Carry none of the pictures over; set down the material below exactly.

.....

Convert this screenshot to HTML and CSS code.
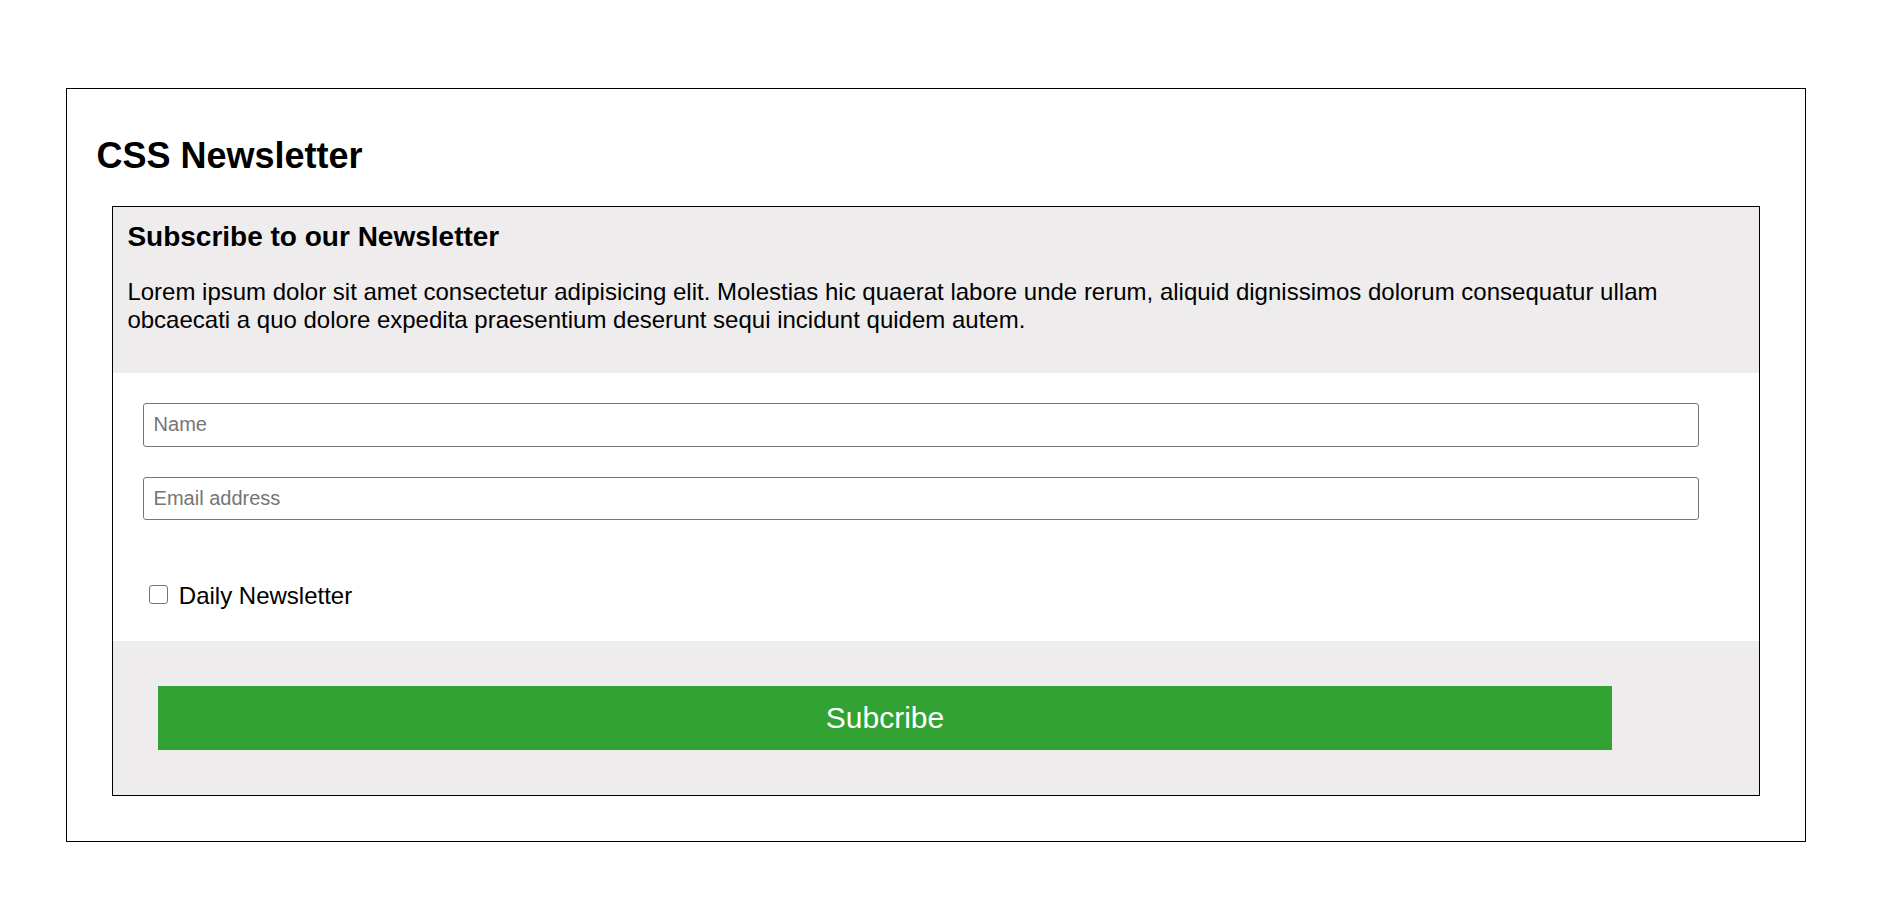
FILE: index.html
```html
<!DOCTYPE html>
<html lang="en">
<head>
<meta charset="utf-8">
<title>CSS Newsletter</title>
<link rel="stylesheet" href="styles.css">
</head>
<body>
<div class="page">
  <h1 class="title">CSS Newsletter</h1>
  <div class="card">
    <div class="card-head">
      <h2 class="card-title">Subscribe to our Newsletter</h2>
      <p class="card-text">Lorem ipsum dolor sit amet consectetur adipisicing elit. Molestias hic quaerat labore unde rerum, aliquid dignissimos dolorum consequatur ullam obcaecati a quo dolore expedita praesentium deserunt sequi incidunt quidem autem.</p>
    </div>
    <form class="card-form">
      <input class="field" type="text" placeholder="Name">
      <input class="field field-email" type="email" placeholder="Email address">
      <label class="check-row"><input class="check" type="checkbox"><span class="check-label">Daily Newsletter</span></label>
    </form>
    <div class="card-foot">
      <button class="btn" type="button">Subcribe</button>
    </div>
  </div>
</div>
</body>
</html>
```
FILE: styles.css
```css
* { box-sizing: border-box; }
html, body { margin: 0; padding: 0; background: #fff; }
body {
  font-family: "Liberation Sans", Arial, sans-serif;
  color: #000;
}
.page {
  margin: 88px 0 0 66px;
  width: 1740px;
  border: 1px solid #000;
  padding: 45.5px 29.5px 45px 29.5px;
}
.title {
  margin: 0 0 29.5px 0;
  font-size: 36px;
  font-weight: bold;
  line-height: normal;
}
.card {
  margin: 0 15.5px;
  border: 1px solid #000;
}
.card-head {
  background: #eeeced;
  padding: 13.5px 14.4px 39.5px 14.4px;
}
.card-title {
  margin: 0 0 25px 0;
  font-size: 28px;
  font-weight: bold;
  line-height: normal;
}
.card-text {
  margin: 0;
  font-size: 24px;
  line-height: normal;
}
.card-form {
  padding: 30px 60px 31px 30px;
  background: #fff;
}
.field {
  display: block;
  width: 100%;
  height: 43.5px;
  margin: 0;
  padding: 0 9.6px;
  border: 1px solid #767676;
  border-radius: 3px;
  font-family: "Liberation Sans", Arial, sans-serif;
  font-size: 20px;
  color: #000;
  background: #fff;
  outline: none;
}
.field::placeholder { color: #757575; }
.field-email {
  margin-top: 30.8px;
  height: 43px;
}
.check-row {
  display: flex;
  align-items: flex-start;
  height: 28px;
  margin-top: 61.5px;
  padding-left: 6.3px;
  font-size: 24px;
  line-height: normal;
}
.check {
  appearance: none;
  -webkit-appearance: none;
  flex: none;
  width: 19px;
  height: 19px;
  margin: 3.2px 10.5px 0 0;
  border: 1px solid #767676;
  border-radius: 3px;
  background: #fff;
}
.check-label { line-height: normal; }
.card-foot {
  background: #eeeced;
  padding: 45px 0 45px 45px;
}
.btn {
  display: block;
  width: 1454px;
  height: 64px;
  margin: 0;
  padding: 0;
  border: none;
  background: #32a332;
  color: #fff;
  font-family: "Liberation Sans", Arial, sans-serif;
  font-size: 30px;
  cursor: pointer;
}
```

.....

_PROBLEM SOLUTION_.
Convert this screenshot to HTML and CSS code.
FILE: index.html
```html
<!DOCTYPE html>
<html lang="en">
<head>
<meta charset="utf-8">
<title>CSS Newsletter</title>
<link rel="stylesheet" href="styles.css">
</head>
<body>
<div class="page">
  <h1 class="title">CSS Newsletter</h1>
  <div class="card">
    <div class="card-head">
      <h2 class="card-title">Subscribe to our Newsletter</h2>
      <p class="card-text">Lorem ipsum dolor sit amet consectetur adipisicing elit. Molestias hic quaerat labore unde rerum, aliquid dignissimos dolorum consequatur ullam obcaecati a quo dolore expedita praesentium deserunt sequi incidunt quidem autem.</p>
    </div>
    <form class="card-form">
      <input class="field" type="text" placeholder="Name">
      <input class="field field-email" type="email" placeholder="Email address">
      <label class="check-row"><input class="check" type="checkbox"><span class="check-label">Daily Newsletter</span></label>
    </form>
    <div class="card-foot">
      <button class="btn" type="button">Subcribe</button>
    </div>
  </div>
</div>
</body>
</html>
```
FILE: styles.css
```css
* { box-sizing: border-box; }
html, body { margin: 0; padding: 0; background: #fff; }
body {
  font-family: "Liberation Sans", Arial, sans-serif;
  color: #000;
}
.page {
  margin: 88px 0 0 66px;
  width: 1740px;
  border: 1px solid #000;
  padding: 45.5px 29.5px 45px 29.5px;
}
.title {
  margin: 0 0 29.5px 0;
  font-size: 36px;
  font-weight: bold;
  line-height: normal;
}
.card {
  margin: 0 15.5px;
  border: 1px solid #000;
}
.card-head {
  background: #eeeced;
  padding: 13.5px 14.4px 39.5px 14.4px;
}
.card-title {
  margin: 0 0 25px 0;
  font-size: 28px;
  font-weight: bold;
  line-height: normal;
}
.card-text {
  margin: 0;
  font-size: 24px;
  line-height: normal;
}
.card-form {
  padding: 30px 60px 31px 30px;
  background: #fff;
}
.field {
  display: block;
  width: 100%;
  height: 43.5px;
  margin: 0;
  padding: 0 9.6px;
  border: 1px solid #767676;
  border-radius: 3px;
  font-family: "Liberation Sans", Arial, sans-serif;
  font-size: 20px;
  color: #000;
  background: #fff;
  outline: none;
}
.field::placeholder { color: #757575; }
.field-email {
  margin-top: 30.8px;
  height: 43px;
}
.check-row {
  display: flex;
  align-items: flex-start;
  height: 28px;
  margin-top: 61.5px;
  padding-left: 6.3px;
  font-size: 24px;
  line-height: normal;
}
.check {
  appearance: none;
  -webkit-appearance: none;
  flex: none;
  width: 19px;
  height: 19px;
  margin: 3.2px 10.5px 0 0;
  border: 1px solid #767676;
  border-radius: 3px;
  background: #fff;
}
.check-label { line-height: normal; }
.card-foot {
  background: #eeeced;
  padding: 45px 0 45px 45px;
}
.btn {
  display: block;
  width: 1454px;
  height: 64px;
  margin: 0;
  padding: 0;
  border: none;
  background: #32a332;
  color: #fff;
  font-family: "Liberation Sans", Arial, sans-serif;
  font-size: 30px;
  cursor: pointer;
}
```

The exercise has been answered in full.